**PROMPT:**
Scan the listing below and copy every line holding "this".
**** DATA SUPPLIED ****
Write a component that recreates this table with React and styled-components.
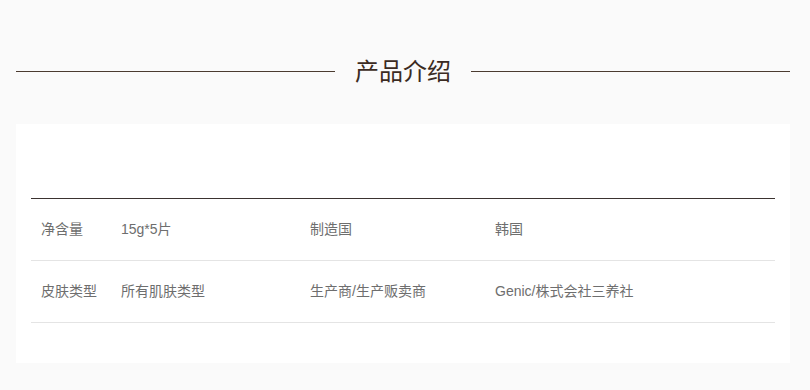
****
**** DATA SUPPLIED ****
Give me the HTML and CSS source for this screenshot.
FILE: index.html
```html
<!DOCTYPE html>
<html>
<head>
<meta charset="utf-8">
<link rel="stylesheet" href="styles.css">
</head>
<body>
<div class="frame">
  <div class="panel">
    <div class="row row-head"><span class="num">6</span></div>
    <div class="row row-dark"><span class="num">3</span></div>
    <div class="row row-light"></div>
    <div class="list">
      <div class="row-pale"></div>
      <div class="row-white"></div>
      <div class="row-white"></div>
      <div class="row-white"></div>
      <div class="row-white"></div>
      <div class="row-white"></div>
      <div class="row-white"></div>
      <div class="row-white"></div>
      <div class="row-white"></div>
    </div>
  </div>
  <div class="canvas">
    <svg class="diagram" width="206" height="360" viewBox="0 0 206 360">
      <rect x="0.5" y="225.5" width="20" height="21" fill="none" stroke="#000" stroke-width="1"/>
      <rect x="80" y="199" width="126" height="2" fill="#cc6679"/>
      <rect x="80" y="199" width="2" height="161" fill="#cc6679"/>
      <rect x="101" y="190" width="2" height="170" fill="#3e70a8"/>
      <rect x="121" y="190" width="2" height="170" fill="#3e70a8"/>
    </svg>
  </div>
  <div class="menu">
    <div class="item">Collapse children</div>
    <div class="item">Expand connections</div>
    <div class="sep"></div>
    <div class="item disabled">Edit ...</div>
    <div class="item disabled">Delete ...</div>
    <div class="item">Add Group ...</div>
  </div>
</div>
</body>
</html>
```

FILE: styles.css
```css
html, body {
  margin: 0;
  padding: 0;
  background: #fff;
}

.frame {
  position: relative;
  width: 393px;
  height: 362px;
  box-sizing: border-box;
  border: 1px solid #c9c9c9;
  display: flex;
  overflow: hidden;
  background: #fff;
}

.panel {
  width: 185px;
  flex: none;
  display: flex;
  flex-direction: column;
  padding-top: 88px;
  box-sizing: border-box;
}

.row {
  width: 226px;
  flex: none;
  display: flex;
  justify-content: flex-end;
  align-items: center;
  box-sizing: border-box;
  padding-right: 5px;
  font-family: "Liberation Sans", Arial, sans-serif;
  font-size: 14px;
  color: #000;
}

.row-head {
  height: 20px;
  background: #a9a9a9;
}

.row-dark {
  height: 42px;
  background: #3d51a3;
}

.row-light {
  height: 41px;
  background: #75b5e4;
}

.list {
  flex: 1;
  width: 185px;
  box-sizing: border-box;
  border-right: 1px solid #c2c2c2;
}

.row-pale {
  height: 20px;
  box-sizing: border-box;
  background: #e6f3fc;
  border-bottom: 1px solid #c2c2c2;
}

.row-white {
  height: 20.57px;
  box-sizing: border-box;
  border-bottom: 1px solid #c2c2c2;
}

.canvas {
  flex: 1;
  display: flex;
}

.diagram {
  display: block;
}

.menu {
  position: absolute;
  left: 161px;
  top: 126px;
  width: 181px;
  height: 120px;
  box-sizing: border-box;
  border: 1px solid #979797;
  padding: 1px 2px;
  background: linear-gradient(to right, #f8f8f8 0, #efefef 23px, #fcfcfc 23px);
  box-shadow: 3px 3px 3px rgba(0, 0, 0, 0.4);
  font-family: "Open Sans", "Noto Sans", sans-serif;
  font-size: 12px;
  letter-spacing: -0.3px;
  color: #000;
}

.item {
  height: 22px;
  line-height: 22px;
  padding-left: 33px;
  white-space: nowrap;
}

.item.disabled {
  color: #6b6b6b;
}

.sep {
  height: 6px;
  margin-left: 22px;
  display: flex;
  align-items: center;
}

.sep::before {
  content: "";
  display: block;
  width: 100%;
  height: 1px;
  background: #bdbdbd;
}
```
****
**RESPONSE TO THE EXERCISE:**
Write a component that recreates this table with React and styled-components.
Give me the HTML and CSS source for this screenshot.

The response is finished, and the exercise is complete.